Strengthening US efforts to broaden and deepen alignments against Chinese advances in Asia and the world also seem likely. The Biden administration will build on its growing cooperation with like-minded leaders in Australia, Japan, and India to counter Chinese advances in Asia and elsewhere. And it will indirectly benefit from US leadership in supporting Ukraine against Putin’s Russia backed by China to build on the change among leading European powers, NATO, the EU, and Canada to guard against Chinese expansionism in Asia and in other areas of importance. US and allied military shows of force in the South China Sea, near Taiwan, and possibly elsewhere seem likely. China’s security agreement with the Solomon Islands and its dramatic effort to create a much broader regional footprint involving ten Pacific Island countries mobilized the United States and its regional and European allies to pursue a variety of means to counter China.

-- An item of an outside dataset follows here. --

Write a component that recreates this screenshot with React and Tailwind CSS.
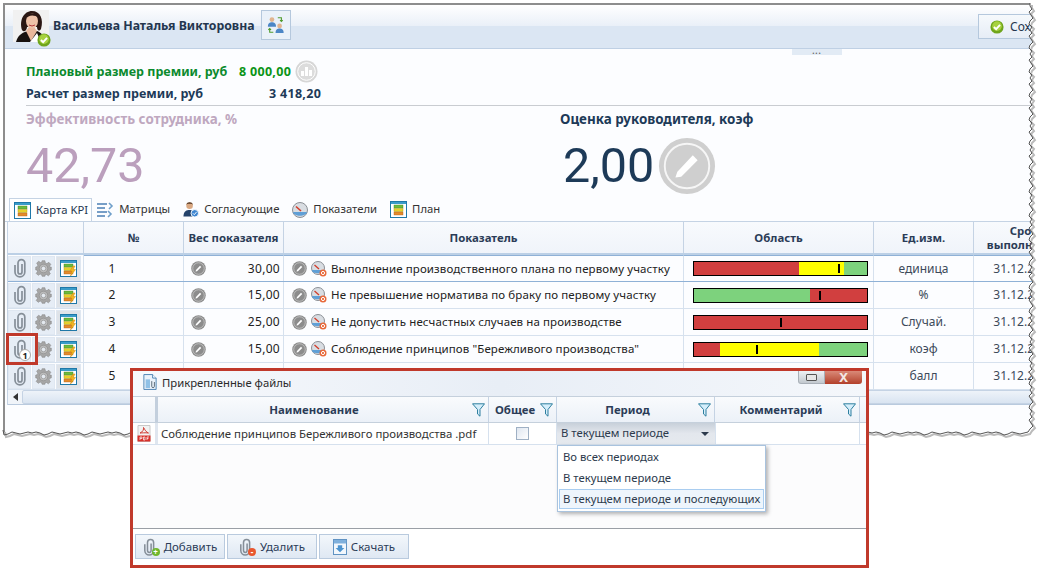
const rows = [
  { n: 1, weight: "30,00", name: "Выполнение производственного плана по первому участку", unit: "единица", bar: [["#d13f3f", 60.5], ["#ffff00", 26], ["#7dd27d", 13.5]], mark: 83.5, selected: true },
  { n: 2, weight: "15,00", name: "Не превышение норматива по браку по первому участку", unit: "%", bar: [["#7dd27d", 67], ["#d13f3f", 33]], mark: 72 },
  { n: 3, weight: "25,00", name: "Не допустить несчастных случаев на производстве", unit: "Случай.", bar: [["#d13f3f", 100]], mark: 49.5 },
  { n: 4, weight: "15,00", name: "Соблюдение принципов \"Бережливого производства\"", unit: "коэф", bar: [["#d13f3f", 15], ["#ffff00", 57], ["#7dd27d", 28]], mark: 36, badge: true },
  { n: 5, weight: "", name: "", unit: "балл", bar: null, mark: 0 },
];

// torn paper edge of the screenshot
function tornPath() {
  let d = "M1030 3";
  for (let y = 6, i = 0; y < 432; y += 3, i++) {
    d += ` L${1030 + [0, 2, -1, 1, 3, 0, -1, 2][i % 8]} ${y}`;
  }
  for (let x = 1028, i = 0; x > 2; x -= 4, i++) {
    d += ` L${x} ${432 + [0, 1, 2, 1, 0, 2, 3, 1, 0, 1][i % 10]}`;
  }
  return d + " L3 430";
}

function Avatar() {
  return (
    <svg width="36" height="34" viewBox="0 0 36 34">
      <rect width="36" height="32" fill="#f1f1f1" />
      <path d="M3 32 C5 24 11 22 15 21 L24 21 C29 23 31 26 32 32 Z" fill="#17110f" />
      <path d="M13 21 L18 31 L24 21 L21 17 L16 17 Z" fill="#e9b79c" />
      <path d="M17 32 L24 23 L28 32 Z" fill="#fff" />
      <path d="M9 20 C6 10 11 1 19 1 C27 1 31 9 28 19 C26 22 24 20 24 17 L14 17 C14 20 11 23 9 20 Z" fill="#2a1612" />
      <ellipse cx="19" cy="11" rx="6" ry="7.5" fill="#eec2a8" />
      <path d="M13 9 C15 5 21 4 26 8 L25 4 L15 3 Z" fill="#2a1612" />
      <path d="M16 15 Q19 17 22 15" stroke="#b5383c" strokeWidth="1" fill="none" />
    </svg>
  );
}

function OkBadge({ size = 14 }) {
  return (
    <svg width={size} height={size} viewBox="0 0 16 16">
      <circle cx="8" cy="8" r="7.5" fill="#6fa51c" />
      <circle cx="8" cy="7" r="5.5" fill="#a7d13f" />
      <path d="M4.5 8 L7 10.5 L11.5 5.5" stroke="#fff" strokeWidth="2.2" fill="none" />
    </svg>
  );
}

function SwapIcon() {
  return (
    <svg width="18" height="18" viewBox="0 0 20 20">
      <circle cx="5.5" cy="4" r="2.6" fill="#e0b48f" />
      <path d="M1 12 C1 8 3 7 5.5 7 C8 7 10 8 10 12 Z" fill="#4c86c6" />
      <circle cx="14" cy="11" r="2.6" fill="#e0b48f" />
      <path d="M9.5 19 C9.5 15 11.5 14 14 14 C16.5 14 18.5 15 18.5 19 Z" fill="#4c86c6" />
      <path d="M12 2 L16 2 L16 6 M14.5 4.5 L16 6 L17.5 4.5" stroke="#4f9a2c" strokeWidth="1.2" fill="none" />
      <path d="M7 18 L3 18 L3 14 M1.5 15.5 L3 14 L4.5 15.5" stroke="#4f9a2c" strokeWidth="1.2" fill="none" />
    </svg>
  );
}

function PencilDisc({ size = 15, fill = "#8c8c8c" }) {
  return (
    <svg width={size} height={size} viewBox="0 0 30 30" className="shrink-0">
      <circle cx="15" cy="15" r="14.5" fill={fill} />
      <circle cx="15" cy="15" r="11.5" fill="none" stroke="#fff" strokeWidth="1" opacity="0.8" />
      <path d="M10 18 L18 9.5 L20.5 12 L12 20.5 L9 21 Z" fill="#fff" />
    </svg>
  );
}

function ChartDisc() {
  return (
    <svg width="23" height="23" viewBox="0 0 23 23">
      <circle cx="11.5" cy="11.5" r="11" fill="#d6d6d6" />
      <circle cx="11.5" cy="11.5" r="8.8" fill="#dcdcdc" stroke="#fff" strokeWidth="1" />
      <path d="M6 16 V11 H9 V16 Z M10 16 V7 H13 V16 Z M14 16 V10 H17 V16 Z" fill="#fff" />
    </svg>
  );
}

function KpiIcon({ bolt }) {
  return (
    <svg width="17" height="17" viewBox="0 0 17 17">
      <rect x="0.5" y="0.5" width="16" height="16" fill="#fff" stroke="#1f78a8" />
      <rect x="1" y="1" width="15" height="2" fill="#3a9cc9" />
      <rect x="4" y="4" width="9" height="3" fill="#6dbb3c" stroke="#3f7d24" strokeWidth="0.4" />
      <rect x="4" y="7.5" width="9" height="3" fill="#e6d12a" stroke="#a89718" strokeWidth="0.4" />
      <rect x="4" y="11" width="9" height="3" fill="#e58a2a" stroke="#a8601a" strokeWidth="0.4" />
      {bolt && <path d="M13 6 L10 11 L12 11 L10.5 16 L15.5 9.5 L13.2 9.5 L15 6 Z" fill="#f3b521" stroke="#c98a12" strokeWidth="0.5" />}
    </svg>
  );
}

function GaugeIcon() {
  return (
    <svg width="16" height="16" viewBox="0 0 16 16" className="shrink-0">
      <circle cx="7" cy="7" r="6.5" fill="#d9dde2" stroke="#8b8f95" />
      <path d="M1 9 H13 V10 C12 13 2 13 1 10 Z" fill="#5f9fd6" />
      <path d="M3.5 4 L8 8" stroke="#d23c2a" strokeWidth="1.4" />
      <circle cx="12" cy="12" r="3.5" fill="#e8693a" />
      <circle cx="12" cy="12" r="1.6" fill="none" stroke="#fff" />
    </svg>
  );
}

function GearIcon() {
  return (
    <svg width="17" height="17" viewBox="0 0 24 24" fill="#a6a6a6" stroke="#868686" strokeWidth="0.8">
      <path d="M10 1 H14 L14.6 4.2 L16.8 5.1 L19.5 3.3 L22.3 6.1 L20.5 8.8 L21.4 10 L23 10 V14 L20.8 14.6 L19.9 16.8 L21.7 19.5 L18.9 22.3 L16.2 20.5 L14 21.4 L14 23 H10 L9.4 20.8 L7.2 19.9 L4.5 21.7 L1.7 18.9 L3.5 16.2 L2.6 14 L1 14 V10 L3.2 9.4 L4.1 7.2 L2.3 4.5 L5.1 1.7 L7.8 3.5 L10 2.6 Z" />
      <circle cx="12" cy="12" r="6" fill="#bdbdbd" />
      <circle cx="12" cy="12" r="3.2" fill="#e4e9ef" />
    </svg>
  );
}

function ClipIcon({ size = 20 }) {
  return (
    <svg width={size * 0.7} height={size} viewBox="0 0 14 20" fill="none" stroke="#858e98" strokeWidth="1.7">
      <path d="M9 6 V14 a2 2 0 0 1 -4 0 V5 a3.4 3.4 0 0 1 6.8 0 V14 a4.9 4.9 0 0 1 -9.8 0 V7" />
    </svg>
  );
}

function FilterIcon() {
  return (
    <svg width="13" height="14" viewBox="0 0 13 14" className="shrink-0">
      <path d="M0.5 0.8 H12.5 L8 6.5 V13.2 L5.5 11 V6.5 Z" fill="#d5eefb" stroke="#2e7f9f" strokeWidth="1" />
    </svg>
  );
}

function FileIcon() {
  return (
    <svg width="14" height="18" viewBox="0 0 16 18">
      <path d="M1 .5 H11 L15 4.5 V17.5 H1 Z" fill="#eaf2fa" stroke="#3e79ad" />
      <path d="M11 .5 V4.5 H15" fill="#fff" stroke="#3e79ad" />
      <rect x="3" y="6" width="5" height="10" fill="#8fc0e6" />
      <path d="M10 8 V14 C10 16 13 16 13 14 V9" fill="none" stroke="#4a5a68" />
    </svg>
  );
}

function PdfIcon() {
  return (
    <svg width="14" height="17" viewBox="0 0 14 17">
      <path d="M1 .5 H13 V16.5 H1 Z" fill="#f2f2f2" stroke="#c9c9c9" />
      <path d="M3 8 C6 7 7 4 6.5 2.5 C8 5 9 7 11.5 8 C8 7.5 5 8 3 8 Z" fill="none" stroke="#d23a32" />
      <rect x="0.5" y="10.5" width="13" height="6" fill="#d8312b" />
      <path d="M3 12 V15 M3 12 H5 V13.5 H3 M6.5 12 V15 H8 V12 Z M10 15 V12 H12 M10 13.5 H11.5" stroke="#fff" strokeWidth="0.7" fill="none" />
    </svg>
  );
}

function ClipBtnIcon({ color, sign }) {
  return (
    <span className="relative flex h-[20px] w-[17px] items-center">
      <ClipIcon size={18} />
      <span className="absolute bottom-[1px] right-0 flex h-[8px] w-[8px] items-center justify-center rounded-full text-[8px] font-bold leading-none text-white" style={{ background: color }}>{sign}</span>
    </span>
  );
}

function DownloadIcon() {
  return (
    <svg width="14" height="18" viewBox="0 0 16 18">
      <rect x="0.5" y="0.5" width="15" height="17" fill="#f2f7fc" stroke="#4d86bb" />
      <rect x="1" y="1" width="14" height="4" fill="#7fb0dc" />
      <path d="M5.5 7 H10.5 V10 H13 L8 15 L3 10 H5.5 Z" fill="#4d94cf" />
    </svg>
  );
}

function TabIcon({ kind }) {
  if (kind === "kpi") return <KpiIcon />;
  if (kind === "gauge") {
    return (
      <svg width="16" height="16" viewBox="0 0 16 16">
        <circle cx="8" cy="8" r="7.5" fill="#d9dde2" stroke="#8b8f95" />
        <path d="M1 10 H15 C14 15 2 15 1 10 Z" fill="#5f9fd6" />
        <path d="M4 4.5 L9 9" stroke="#d23c2a" strokeWidth="1.6" />
      </svg>
    );
  }
  if (kind === "matrix") {
    return (
      <svg width="18" height="16" viewBox="0 0 18 16">
        <path d="M1 2 H11 M1 6 H9 M1 10 H11 M1 14 H9" stroke="#4b7fb5" strokeWidth="1.6" />
        <path d="M13 1 L16 4 L13 7 M12 9 L15 12 L12 15" stroke="#6f9fca" strokeWidth="1.6" fill="none" />
      </svg>
    );
  }
  return (
    <svg width="16" height="17" viewBox="0 0 17 17">
      <circle cx="7" cy="4.5" r="3.5" fill="#d9a882" />
      <path d="M3.5 3.5 C4 0 10 0 10.5 3.5 L9 2.5 H5 Z" fill="#50331f" />
      <path d="M0.5 16 C0.5 10 4 9 7 9 C10 9 12 11 12 16 Z" fill="#25436b" />
      <circle cx="12.5" cy="12.5" r="4" fill="#3f86d0" stroke="#fff" />
      <path d="M10.5 12.5 L12 14 L14.5 11" stroke="#fff" fill="none" />
    </svg>
  );
}

function IconCell({ children, gray }) {
  return (
    <div className={`relative flex h-[25px] items-center justify-center border border-[#dfe7f1] ${gray ? "w-[25px] bg-[#dfe3e8]" : "w-[23px] bg-[#e6edf6]"}`}>
      {children}
    </div>
  );
}

function HeaderCell({ className = "", children }) {
  return (
    <div className={`flex items-center justify-center border-r border-[#c5d3e4] text-center text-[11.4px] font-bold leading-[14px] text-[#2b3c57] ${className}`}>
      {children}
    </div>
  );
}

function Row({ row }) {
  const sel = row.selected ? "border-t border-t-[#8fb1d6]" : "";
  return (
    <div className={`flex h-[27px] border-b ${row.selected ? "border-[#8fb1d6]" : "border-[#d6e1ee]"} text-[12px] text-[#222]`}>
      <div className="flex w-[76px] shrink-0 items-center gap-[1px] border-r border-[#d6e1ee]">
        <IconCell><ClipIcon /></IconCell>
        <IconCell><GearIcon /></IconCell>
        <IconCell gray><KpiIcon bolt /></IconCell>
      </div>
      <div className={`flex h-full w-[100px] shrink-0 items-center justify-center border-r border-[#d6e1ee] pr-[43px] ${sel}`}>{row.n}</div>
      <div className={`flex h-full w-[100px] shrink-0 items-center justify-between border-r border-[#d6e1ee] pl-[7px] pr-[3px] ${sel}`}>
        {row.weight && <PencilDisc />}
        <span className="tracking-[0.3px]">{row.weight}</span>
      </div>
      <div className={`flex h-full w-[400px] shrink-0 items-center gap-[4px] whitespace-nowrap border-r border-[#d6e1ee] pl-[8px] text-[11.5px] tracking-[0.1px] ${sel}`}>
        {row.name && <PencilDisc />}
        {row.name && <GaugeIcon />}
        <span>{row.name}</span>
      </div>
      <div className={`flex h-full w-[190px] shrink-0 items-center border-r border-[#d6e1ee] pl-[9px] ${sel}`}>
        {row.bar && (
          <div className="relative flex h-[15px] w-[175px] border border-black">
            {row.bar.map(([color, w]) => (
              <div key={color} className="h-full" style={{ background: color, width: `${w}%` }} />
            ))}
            <div className="absolute top-[2px] h-[9px] w-[2px] bg-black" style={{ left: `${row.mark}%` }} />
          </div>
        )}
      </div>
      <div className={`flex h-full w-[100px] shrink-0 items-center justify-center border-r border-[#d6e1ee] text-[#3d4a5a] ${sel}`}>{row.unit}</div>
      <div className={`flex h-full w-[100px] shrink-0 items-center justify-center text-[#3d4a5a] ${sel}`}>31.12.2016</div>
    </div>
  );
}

function Tab({ icon, label, active }) {
  return (
    <div className={`flex h-[23px] items-center gap-[5px] text-[11.3px] ${active ? "mr-[-9px] border border-b-0 border-[#c5d3e4] bg-white pl-[4px] pr-[3px] text-[#24364e]" : "text-[#333]"}`}>
      <TabIcon kind={icon} />
      <span>{label}</span>
    </div>
  );
}

function DialogBtn({ icon, label }) {
  return (
    <div className="flex h-[25px] w-[90px] items-center justify-center gap-[4px] border border-[#b9cade] bg-gradient-to-b from-[#f3f7fb] to-[#dfe8f3] text-[11.5px] text-[#2b3c57]">
      {icon}
      <span>{label}</span>
    </div>
  );
}

function Dialog() {
  return (
    <div className="absolute left-[130px] top-[368px] flex h-[200px] w-[739px] flex-col border-[3px] border-[#c0392b] bg-white text-[12px]">
      <div className="flex h-[25px] shrink-0 items-start bg-gradient-to-r from-[#f7f9fc] via-[#e8eef6] to-[#f4f7fb] pl-[10px] pt-[2px]">
        <FileIcon />
        <span className="ml-[5px] mt-[2px] text-[11.3px] leading-[16px] text-[#2a2a2a]">Прикрепленные файлы</span>
        <div className="ml-auto mr-[4px] -mt-[2px] flex h-[13px]">
          <div className="flex w-[27px] items-center justify-center rounded-bl-[3px] border border-t-0 border-[#a9b0b8] bg-gradient-to-b from-[#eef1f4] to-[#c3c9cf]">
            <div className="h-[7px] w-[11px] rounded-[1px] border border-[#555] bg-[#e6e6e6]" />
          </div>
          <div className="flex w-[37px] items-center justify-center rounded-br-[3px] bg-gradient-to-b from-[#d98a78] to-[#b23f2a] text-[13px] font-bold leading-[13px] text-[#f3e9e6]">X</div>
        </div>
      </div>
      <div className="flex h-[27px] shrink-0 border-y border-[#c5d0dc] bg-gradient-to-b from-[#f9fbfd] to-[#ecf1f8]">
        <div className="w-[25px] shrink-0 border-r-[3px] border-[#c3cfdd]" />
        <HeaderCell className="relative w-[331px] pr-[18px]">
          <span>Наименование</span>
          <span className="absolute right-[3px] top-[6px]"><FilterIcon /></span>
        </HeaderCell>
        <HeaderCell className="relative w-[68px] !justify-start pl-[6px]">
          <span>Общее</span>
          <span className="absolute right-[3px] top-[6px]"><FilterIcon /></span>
        </HeaderCell>
        <HeaderCell className="relative w-[158px] pr-[16px]">
          <span>Период</span>
          <span className="absolute right-[3px] top-[6px]"><FilterIcon /></span>
        </HeaderCell>
        <HeaderCell className="relative w-[145px] pr-[12px]">
          <span>Комментарий</span>
          <span className="absolute right-[3px] top-[6px]"><FilterIcon /></span>
        </HeaderCell>
      </div>
      <div className="flex h-[22px] shrink-0 border-b border-[#d6e1ee] text-[#333]">
        <div className="flex w-[25px] shrink-0 items-center justify-center border-r-[3px] border-[#dfe6ef]"><PdfIcon /></div>
        <div className="flex w-[331px] items-center whitespace-nowrap border-r border-[#d6e1ee] pl-[3px] text-[11.4px]">Соблюдение принципов Бережливого производства .pdf</div>
        <div className="flex w-[68px] items-center justify-center border-r border-[#d6e1ee]">
          <div className="h-[13px] w-[13px] border border-[#9fb0c4] bg-gradient-to-br from-[#dfe6f0] to-white" />
        </div>
        <div className="flex w-[158px] items-center justify-between bg-gradient-to-b from-[#c8d0da] via-[#e3e7ed] to-[#e5e9ee] pl-[4px] pr-[6px] text-[11.3px] text-[#2c3a4c]">
          <span>В текущем периоде</span>
          <span className="h-0 w-0 border-x-[4px] border-t-[4px] border-x-transparent border-t-[#2c3a4c]" />
        </div>
        <div className="w-[145px] border-x border-[#d6e1ee]" />
      </div>
      <div className="flex-1 bg-[#fcfcfd]" />
      <div className="flex h-[37px] shrink-0 items-start gap-[2px] border-t border-[#9a9fa6] pl-[2px] pt-[5px]">
        <DialogBtn icon={<ClipBtnIcon color="#6fb62c" sign="+" />} label="Добавить" />
        <DialogBtn icon={<ClipBtnIcon color="#e8572f" sign="-" />} label="Удалить" />
        <DialogBtn icon={<DownloadIcon />} label="Скачать" />
      </div>
      <div className="absolute left-[424px] top-[74px] flex h-[67px] w-[209px] flex-col border border-[#a9c3de] bg-white px-[1px] pt-[1px] text-[11.3px] text-[#2c3a4c] shadow-[2px_2px_4px_rgba(0,0,0,0.3)]">
        <div className="flex h-[21px] items-center pl-[4px]">Во всех периодах</div>
        <div className="flex h-[21px] items-center pl-[4px]">В текущем периоде</div>
        <div className="flex h-[20px] items-center whitespace-nowrap border border-[#a9cdf0] bg-[#eef5fc] pl-[3px]">В текущем периоде и последующих</div>
      </div>
    </div>
  );
}

export default function App() {
  return (
    <div className="relative h-[568px] w-[1041px] overflow-hidden bg-white font-['Noto_Sans','Open_Sans',sans-serif]">
      <div className="ml-[3px] pt-[3px]">
        <div className="h-[431px] w-[1030px] overflow-hidden border-l-2 border-t-2 border-[#8d8d8d] bg-[#fcfdff]">
          <div className="flex h-[44px] items-start border-b border-[#bfd0e4] bg-[linear-gradient(#ffffff_0%,#eaf0f8_48%,#dbe6f3_50%,#dbe6f3_100%)] pl-[8px] pt-[5px]">
            <div className="relative h-[36px] w-[36px] shrink-0">
              <Avatar />
              <span className="absolute bottom-[-1px] right-[-2px]"><OkBadge /></span>
            </div>
            <span className="ml-[4px] mt-[7px] whitespace-nowrap text-[12.3px] font-bold leading-[18px] text-[#24364e]">Васильева Наталья Викторовна</span>
            <div className="ml-[6px] flex h-[30px] w-[30px] items-center justify-center border border-[#b5c8dd] bg-[#eaf1f9]"><SwapIcon /></div>
            <div className="ml-auto mt-[4px] flex h-[25px] w-[55px] items-center gap-[6px] overflow-hidden border border-[#b5c8dd] bg-gradient-to-b from-[#f6f9fc] to-[#e6edf6] pl-[11px] text-[12px] text-[#24364e]">
              <span className="flex shrink-0"><OkBadge /></span>
              <span>Сохранить</span>
            </div>
          </div>
          <div className="ml-[787px] flex h-[6px] w-[50px] items-center justify-center bg-[#e2ebf5] text-[8px] font-bold leading-[6px] tracking-[1px] text-[#666]">
            <span className="-mt-[3px]">...</span>
          </div>

          <div className="flex pl-[21px] pt-[5px] text-[12.5px] font-bold leading-[21px]">
            <div className="flex w-[300px] items-center text-[#0b8a2e]">
              <span className="w-[213px]">Плановый размер премии, руб</span>
              <span className="tracking-[0.3px] text-[#0a9416]">8 000,00</span>
              <span className="ml-[4px] mr-[-24px] flex"><ChartDisc /></span>
            </div>
          </div>
          <div className="flex pl-[21px] text-[12.5px] font-bold leading-[21px] text-[#1d3a58]">
            <span className="w-[243px]">Расчет размер премии, руб</span>
            <span className="tracking-[0.3px]">3 418,20</span>
          </div>
          <div className="ml-[21px] mt-[1px] h-[1px] bg-[#c9ccd1]" />

          <div className="flex h-[92px] pl-[21px] pt-[4px]">
            <div className="w-[534px]">
              <div className="text-[13.4px] font-bold leading-[18px] text-[#bfa8c0]">Эффективность сотрудника, %</div>
              <div className="mt-[10px] font-['Roboto',sans-serif] text-[48.5px] font-normal leading-[56px] text-[#bb9fbd]">42,73</div>
            </div>
            <div>
              <div className="text-[13.4px] font-bold leading-[18px] text-[#1d3a58]">Оценка руководителя, коэф</div>
              <div className="mt-[10px] flex h-[56px] items-center gap-[4px] pl-[3px]">
                <span className="font-['Roboto',sans-serif] text-[48.5px] font-normal leading-[56px] text-[#1d3a58]">2,00</span>
                <PencilDisc size={58} fill="#cfcfcf" />
              </div>
            </div>
          </div>

          <div className="flex h-[24px] items-end gap-[13px] border-b border-[#c5d3e4] pl-[4px]">
            <Tab icon="kpi" label="Карта KPI" active />
            <Tab icon="matrix" label="Матрицы" />
            <Tab icon="user" label="Согласующие" />
            <Tab icon="gauge" label="Показатели" />
            <Tab icon="kpi" label="План" />
          </div>

          <div className="ml-[2px] border-l border-[#c5d3e4]">
            <div className="flex h-[33px] border-b-2 border-[#bcd0e6] bg-gradient-to-b from-[#f8fafd] to-[#f0f4fa]">
              <HeaderCell className="w-[76px] shrink-0" />
              <HeaderCell className="w-[100px] shrink-0">№</HeaderCell>
              <HeaderCell className="w-[100px] shrink-0">Вес показателя</HeaderCell>
              <HeaderCell className="w-[400px] shrink-0">Показатель</HeaderCell>
              <HeaderCell className="w-[190px] shrink-0">Область</HeaderCell>
              <HeaderCell className="w-[100px] shrink-0">Ед.изм.</HeaderCell>
              <HeaderCell className="w-[100px] shrink-0 border-r-0">Срок<br />выполнения</HeaderCell>
            </div>
            {rows.map((row) => (
              <Row key={row.n} row={row} />
            ))}
            <div className="flex h-[15px] items-center border-b border-[#b9cade] bg-[#f0f4f9] pl-[5px]">
              <span className="h-0 w-0 border-y-[4px] border-r-[5px] border-y-transparent border-r-[#333]" />
              <div className="ml-[4px] h-[14px] flex-1 rounded-[2px] border border-[#c5d3e4] bg-gradient-to-b from-[#eef3f9] to-[#d9e4f1]" />
            </div>
          </div>
        </div>
      </div>

      {/* highlight around the attachment button of row 4 */}
      <div className="absolute left-[6px] top-[333px] h-[32px] w-[32px] border-[3px] border-[#c0392b]">
        <span className="absolute left-[10px] top-[13px] flex h-[12px] w-[12px] items-center justify-center rounded-full border border-[#aaa] bg-white text-[9px] font-bold leading-none text-[#222]">1</span>
      </div>

      <svg className="pointer-events-none absolute left-0 top-0" width="1041" height="568">
        <path d={`${tornPath()} L3 568 L1041 568 L1041 3 Z`} fill="#fff" />
        <path d={tornPath()} fill="none" stroke="#bbb" strokeWidth="2" transform="translate(2 2)" />
        <path d={tornPath()} fill="none" stroke="#555" strokeWidth="1" />
      </svg>

      <Dialog />
    </div>
  );
}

Also important is the Biden government’s strong promise to deepen relations in Southeast Asia as the United States government faces an uphill effort to end the widely perceived American decline as China has risen as the leading economic power there. Beijing remains vigilant against US advances, which are seen as challenging China’s success in building regional dependence on China economically and stoking regional fear of Chinese retribution if they take positions siding with America in ways that would offend China.

As 2022 nears an end, the US view of the results of November’s summits is remarkably upbeat. While they appeared to put a floor under the rapid fall in Sino-US relations, they actually boosted US confidence that it could manage further decline. China’s image has taken a hit, US policy and diplomacy have gathered momentum, and Washington appears better prepared than it has been in a long time to sustain a long-term strategy for China.